Ms. Piette argued that the new regulation was at odds with existing state law, which goes back 10 years, not 25.
It is a position endorsed by Peter Gerstenzang, an expert in the field of D.W.I. law and the chairman of the New York State Bar Association’s annual symposium on the subject, May 9 in Manhattan.
“Not only has the D.M.V. changed our law, the have overruled and contradicted New York State law,” he said recently.
Justice Rana granted Ms. Piette’s motion on Feb. 21, accepting, in place of Mr. Islami’s 1990 guilty plea to D.W.I., a guilty plea for speeding. Noting that both his drunken-driving convictions were over 20 years old and that he had otherwise steered clear of the law, she said she felt it was “fair and just” to vacate the 23-year-old conviction.

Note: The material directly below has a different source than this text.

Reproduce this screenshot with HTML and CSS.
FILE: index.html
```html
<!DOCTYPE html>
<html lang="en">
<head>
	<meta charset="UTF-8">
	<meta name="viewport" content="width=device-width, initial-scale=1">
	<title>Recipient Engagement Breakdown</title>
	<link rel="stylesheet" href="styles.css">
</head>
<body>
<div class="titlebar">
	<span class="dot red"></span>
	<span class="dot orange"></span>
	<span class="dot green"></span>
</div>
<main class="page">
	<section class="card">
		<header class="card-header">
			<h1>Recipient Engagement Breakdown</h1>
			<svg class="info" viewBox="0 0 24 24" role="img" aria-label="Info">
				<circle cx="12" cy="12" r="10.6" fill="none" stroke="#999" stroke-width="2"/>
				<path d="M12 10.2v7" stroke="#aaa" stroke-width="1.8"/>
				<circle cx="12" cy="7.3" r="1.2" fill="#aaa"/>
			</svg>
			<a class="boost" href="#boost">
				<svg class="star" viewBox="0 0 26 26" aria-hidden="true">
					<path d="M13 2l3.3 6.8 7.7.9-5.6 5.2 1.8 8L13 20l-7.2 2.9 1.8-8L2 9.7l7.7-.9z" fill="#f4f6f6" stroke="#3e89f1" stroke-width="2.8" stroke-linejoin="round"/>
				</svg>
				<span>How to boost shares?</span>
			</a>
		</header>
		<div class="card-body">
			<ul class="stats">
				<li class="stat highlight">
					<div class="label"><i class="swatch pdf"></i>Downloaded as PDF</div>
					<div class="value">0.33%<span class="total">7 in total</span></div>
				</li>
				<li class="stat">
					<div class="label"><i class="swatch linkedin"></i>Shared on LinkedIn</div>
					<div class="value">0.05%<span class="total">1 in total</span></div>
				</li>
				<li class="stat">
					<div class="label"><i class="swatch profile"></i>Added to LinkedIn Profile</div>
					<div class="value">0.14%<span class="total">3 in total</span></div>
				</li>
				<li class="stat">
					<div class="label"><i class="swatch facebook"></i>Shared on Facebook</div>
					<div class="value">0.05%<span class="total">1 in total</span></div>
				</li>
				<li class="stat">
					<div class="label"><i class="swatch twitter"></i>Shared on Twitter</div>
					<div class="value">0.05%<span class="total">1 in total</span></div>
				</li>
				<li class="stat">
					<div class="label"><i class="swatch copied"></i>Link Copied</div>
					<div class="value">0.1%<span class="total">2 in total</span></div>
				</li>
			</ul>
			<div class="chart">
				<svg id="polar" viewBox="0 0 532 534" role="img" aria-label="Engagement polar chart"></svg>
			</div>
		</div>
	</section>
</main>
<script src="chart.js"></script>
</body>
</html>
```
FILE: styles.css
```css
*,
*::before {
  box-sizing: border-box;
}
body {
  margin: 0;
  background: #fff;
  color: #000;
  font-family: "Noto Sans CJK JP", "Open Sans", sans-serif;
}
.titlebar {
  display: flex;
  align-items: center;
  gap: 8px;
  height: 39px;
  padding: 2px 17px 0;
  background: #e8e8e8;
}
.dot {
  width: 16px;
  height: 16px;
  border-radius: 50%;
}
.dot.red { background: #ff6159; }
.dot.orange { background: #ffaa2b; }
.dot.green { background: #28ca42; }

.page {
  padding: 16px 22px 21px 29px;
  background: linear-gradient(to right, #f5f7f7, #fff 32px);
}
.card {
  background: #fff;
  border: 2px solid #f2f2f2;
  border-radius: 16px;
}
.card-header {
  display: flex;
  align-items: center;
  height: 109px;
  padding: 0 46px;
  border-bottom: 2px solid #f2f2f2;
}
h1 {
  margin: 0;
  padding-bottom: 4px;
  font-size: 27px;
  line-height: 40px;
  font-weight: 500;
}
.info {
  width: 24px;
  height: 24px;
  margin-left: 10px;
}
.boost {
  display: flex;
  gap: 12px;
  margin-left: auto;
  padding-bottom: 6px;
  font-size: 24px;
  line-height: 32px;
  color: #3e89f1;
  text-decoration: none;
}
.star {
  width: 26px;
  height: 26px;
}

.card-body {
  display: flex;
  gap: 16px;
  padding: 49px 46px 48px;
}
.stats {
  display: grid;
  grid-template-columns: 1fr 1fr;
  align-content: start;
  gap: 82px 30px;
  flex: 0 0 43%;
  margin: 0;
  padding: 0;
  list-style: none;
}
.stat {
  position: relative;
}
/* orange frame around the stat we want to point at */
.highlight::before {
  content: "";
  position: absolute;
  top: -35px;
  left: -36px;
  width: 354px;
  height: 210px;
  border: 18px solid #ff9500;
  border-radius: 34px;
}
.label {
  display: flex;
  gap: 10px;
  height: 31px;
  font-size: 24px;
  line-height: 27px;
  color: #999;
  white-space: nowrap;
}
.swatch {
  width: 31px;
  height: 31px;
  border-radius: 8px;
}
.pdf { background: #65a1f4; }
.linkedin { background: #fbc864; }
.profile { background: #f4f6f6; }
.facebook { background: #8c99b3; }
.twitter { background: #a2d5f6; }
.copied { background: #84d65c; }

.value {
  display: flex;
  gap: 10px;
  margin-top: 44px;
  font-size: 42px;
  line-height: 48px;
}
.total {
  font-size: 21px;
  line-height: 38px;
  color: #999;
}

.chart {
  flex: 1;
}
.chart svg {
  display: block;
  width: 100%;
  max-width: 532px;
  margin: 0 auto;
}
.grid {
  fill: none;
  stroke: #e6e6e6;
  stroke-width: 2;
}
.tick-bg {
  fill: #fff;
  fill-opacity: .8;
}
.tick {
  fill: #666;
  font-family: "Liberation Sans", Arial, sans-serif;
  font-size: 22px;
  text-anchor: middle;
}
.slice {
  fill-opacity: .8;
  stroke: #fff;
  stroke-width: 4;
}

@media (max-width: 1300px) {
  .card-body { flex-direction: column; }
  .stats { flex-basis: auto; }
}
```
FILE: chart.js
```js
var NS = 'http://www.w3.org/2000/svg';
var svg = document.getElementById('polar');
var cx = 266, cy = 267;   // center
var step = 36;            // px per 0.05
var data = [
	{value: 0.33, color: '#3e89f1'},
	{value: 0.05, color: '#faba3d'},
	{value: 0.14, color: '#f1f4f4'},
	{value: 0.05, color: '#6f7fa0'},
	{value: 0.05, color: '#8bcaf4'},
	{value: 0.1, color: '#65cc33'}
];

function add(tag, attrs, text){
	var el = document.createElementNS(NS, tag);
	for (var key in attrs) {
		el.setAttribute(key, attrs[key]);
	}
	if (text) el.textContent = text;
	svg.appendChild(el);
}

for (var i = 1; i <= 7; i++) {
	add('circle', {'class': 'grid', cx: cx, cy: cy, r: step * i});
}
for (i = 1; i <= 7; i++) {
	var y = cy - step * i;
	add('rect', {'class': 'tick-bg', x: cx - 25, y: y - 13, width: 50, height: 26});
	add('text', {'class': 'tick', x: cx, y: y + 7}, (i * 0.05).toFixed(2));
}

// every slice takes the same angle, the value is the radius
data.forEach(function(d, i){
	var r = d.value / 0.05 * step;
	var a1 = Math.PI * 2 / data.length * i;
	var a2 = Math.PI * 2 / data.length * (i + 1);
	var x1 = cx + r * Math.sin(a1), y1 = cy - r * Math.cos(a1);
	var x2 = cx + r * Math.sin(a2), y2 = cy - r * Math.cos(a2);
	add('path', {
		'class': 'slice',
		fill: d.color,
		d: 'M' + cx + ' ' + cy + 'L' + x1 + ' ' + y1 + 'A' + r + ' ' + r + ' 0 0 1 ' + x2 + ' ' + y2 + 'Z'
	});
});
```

She made it clear, however, that she was unlikely to take the same action again except in an unusual case, even as she was aware of the draconian effect of the new regulations.

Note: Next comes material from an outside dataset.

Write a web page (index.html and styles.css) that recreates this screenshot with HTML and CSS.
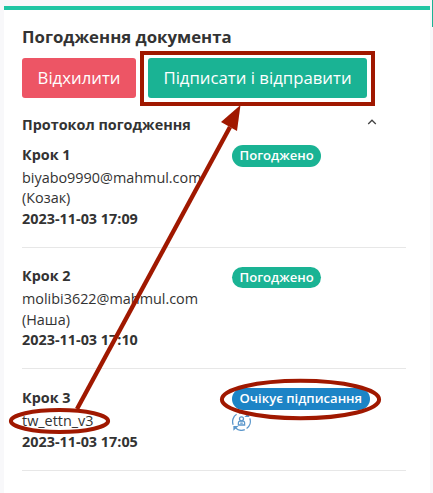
FILE: index.html
```html
<!DOCTYPE html>
<html lang="uk">
<head>
<meta charset="utf-8">
<title>Погодження документа</title>
<link rel="stylesheet" href="styles.css">
</head>
<body>
<main class="card">
  <h1 class="title">Погодження документа</h1>
  <div class="actions">
    <button class="btn btn-danger">Відхилити</button>
    <button class="btn btn-primary">Підписати і відправити</button>
  </div>
  <div class="protocol">
    <h2 class="subtitle">Протокол погодження</h2>
    <svg class="chevron" width="10" height="6" viewBox="0 0 10 6"><path d="M1.2 5 5 1.2 8.8 5" fill="none" stroke="#444" stroke-width="1.3"/></svg>
  </div>
  <section class="step">
    <div class="info"><b class="name">Крок 1</b><span>biyabo9990@mahmul.com</span><span>(Козак)</span><b>2023-11-03 17:09</b></div>
    <div class="status"><span class="badge">Погоджено</span></div>
  </section>
  <section class="step">
    <div class="info"><b class="name">Крок 2</b><span>molibi3622@mahmul.com</span><span>(Наша)</span><b>2023-11-03 17:10</b></div>
    <div class="status"><span class="badge badge-low">Погоджено</span></div>
  </section>
  <section class="step step-current">
    <div class="info"><b class="name">Крок 3</b><span>tw_ettn_v3</span><b>2023-11-03 17:05</b></div>
    <div class="status"><span class="badge badge-wait">Очікує підписання</span>
      <svg class="user-icon" width="19" height="19" viewBox="0 0 19 19" fill="none" stroke="#5b97cb" stroke-width="1.3">
        <path d="M1.2 12.8A8.7 8.7 0 0 1 4.6 2.3M7 1.1a8.7 8.7 0 0 1 7.5 1.2M17.8 6.4A8.7 8.7 0 0 1 14.6 16.5M12.8 17.6A8.7 8.7 0 0 1 3.6 16"/>
        <path d="M14 4.3h2.6V1.8ZM2 17.3V14.6H4.9Z" fill="#5b97cb"/>
        <circle cx="9.5" cy="6.8" r="2"/><path d="M6.4 13V10.8Q6.4 9.1 8.2 9.1H10.8Q12.6 9.1 12.6 10.8V13ZM8.2 11.1h2.6"/>
      </svg>
    </div>
  </section>
</main>
<div class="side-tab"></div>
<svg class="annotations" width="433" height="493" viewBox="0 0 433 493" fill="none" stroke="#a01800">
  <rect x="142" y="53" width="231" height="51" stroke-width="4"/>
  <path d="M77 409 230 127" stroke-width="4.4"/>
  <path d="M240.5 105 237 131 221 122Z" fill="#a01800" stroke="none"/>
  <ellipse cx="59.5" cy="421" rx="48.6" ry="11" stroke-width="4"/>
  <ellipse cx="300.5" cy="399.5" rx="78.6" ry="18.7" stroke-width="4"/>
</svg>
</body>
</html>
```
FILE: styles.css
```css
* { box-sizing: border-box; }
html, body { height: 100%; overflow: hidden; }
body {
  margin: 0;
  padding: 6px 3px 0 4px;
  background: #f8f8fa;
  color: #333;
  font: 14.4px/20.6px "Open Sans", "Noto Sans", sans-serif;
}
.card {
  height: 487px;
  padding: 16px 24px 0 18px;
  border-top: 4px solid #1fc5a3;
  background: #fff;
}
.title { margin: 0; font-size: 16.8px; line-height: 22px; font-weight: 700; }
.actions { display: flex; gap: 12px; margin-top: 10px; }
.btn {
  height: 40px;
  padding: 0;
  border: 0;
  border-radius: 3px;
  color: #fff;
  font: 16.75px/40px "Open Sans", "Noto Sans", sans-serif;
  white-space: nowrap;
}
.btn-danger { width: 114px; background: #ed5565; }
.btn-primary { width: 219px; background: #1ab394; }
.protocol { display: flex; justify-content: space-between; height: 47px; padding-top: 17px; }
.subtitle { margin: 0; font-size: 14.4px; line-height: 20px; font-weight: 700; }
.chevron { margin: 4px 29px 0 0; }
.step { display: grid; grid-template-columns: 210px 1fr; margin-bottom: 18.4px; padding-bottom: 17.6px; border-bottom: 1px solid #e7e7e7; }
.info { display: flex; flex-direction: column; white-space: nowrap; }
.name { margin-bottom: 2px; }
.step-current .name { margin-bottom: 2.6px; }
.status { display: flex; flex-direction: column; align-items: flex-start; }
.badge {
  height: 22px;
  padding: 0 7.5px;
  border-radius: 11px;
  background: #1ab394;
  color: #fff;
  font-size: 13.1px;
  line-height: 21px;
  font-weight: 600;
  white-space: nowrap;
}
.badge-low { height: 21px; margin-top: .7px; }
.badge-wait { background: #1c84c6; }
.user-icon { margin-top: 2px; }
.side-tab { position: absolute; top: 0; right: 0; width: 1px; height: 27px; background: #1ab394; }
.annotations { position: absolute; inset: 0; pointer-events: none; }
```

“The judges are being placed in a terrible position, because they are being confronted with what is, basically, a vigilante reaction to a terrible situation,” Mr. Gerstenzang said.
In response to several phone calls and e-mails asking for Suffolk District Attorney Thomas Spota’s reaction to the vacated sentence, Robert Clifford, his spokesman, responded by e-mail that “defense counsel . . . made application to vacate a 23-year-old prior conviction of Driving While Intoxicated based upon ineffective assistance of former defense counsel. This application was granted, the defendant’s conviction was vacated, and he entered a plea of guilty to a traffic violation.”
Ms. Piette said that her motion did not reflect upon the quality of Mr. Islami’s previous representation.